Salut & Fraternité : Les discours politiques et médiatiques parlent souvent d’une crise de la sécurité sociale. Quel portrait feriez-vous de cette crise ?
Pierre Reman : Des analystes comme Pierre Rosanvallon parlent de cette crise depuis 30 ans. Selon lui, elle est triple. C’est d’abord une crise financière : il est difficile pour l’État d’équilibrer ses recettes, prélevées sur des salaires qui stagnent, et ses dépenses, surtout les pensions et la santé. Pourtant, en Europe occidentale et notamment en Belgique, la proportion du produit intérieur brut (PIB) consacrée à la protection sociale reste stable : environ 30 %. C’est aussi une crise d’efficacité : malgré cette part constante du gâteau les problèmes continuent, empirent parfois. 15 % de la population belge est en situation de pauvreté monétaire – dettes, difficultés financières, etc. – et quelque 6% en situation de privation matérielle grave, devant choisir entre manger correctement ou avoir un logement décent. Enfin, c’est une crise de légitimité : aujourd’hui, pour beaucoup, la sécurité sociale est une machine de redistribution froide. Une partie de la population ne la voit plus comme un effort collectif mis en place par les citoyens eux-mêmes. Nous avons perdu de vue le projet politique qui l’a fait naître.
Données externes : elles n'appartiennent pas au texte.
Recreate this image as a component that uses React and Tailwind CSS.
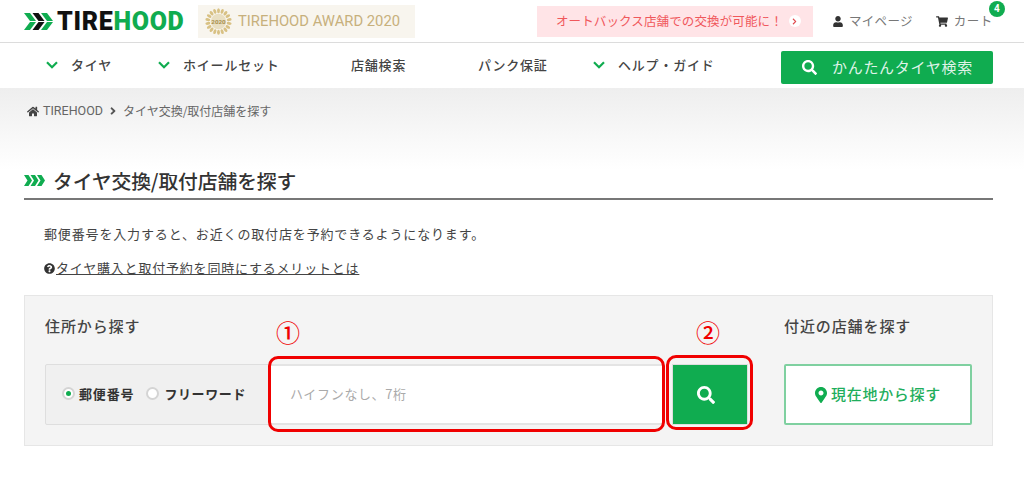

De nouveaux modèles commencent à surgir, mais restent théoriques alors que des initiatives citoyennes éclosent un peu partout. Les propositions politiques concrètes commencent peu à peu à voir le jour mais les mettre en place demandera une période de transition.
S&F : Notre modèle de sécurité sociale actuel se base sur une croissance économique continue. Aujourd’hui, cette croissance ralentit. Que risque-t-il d’arriver ?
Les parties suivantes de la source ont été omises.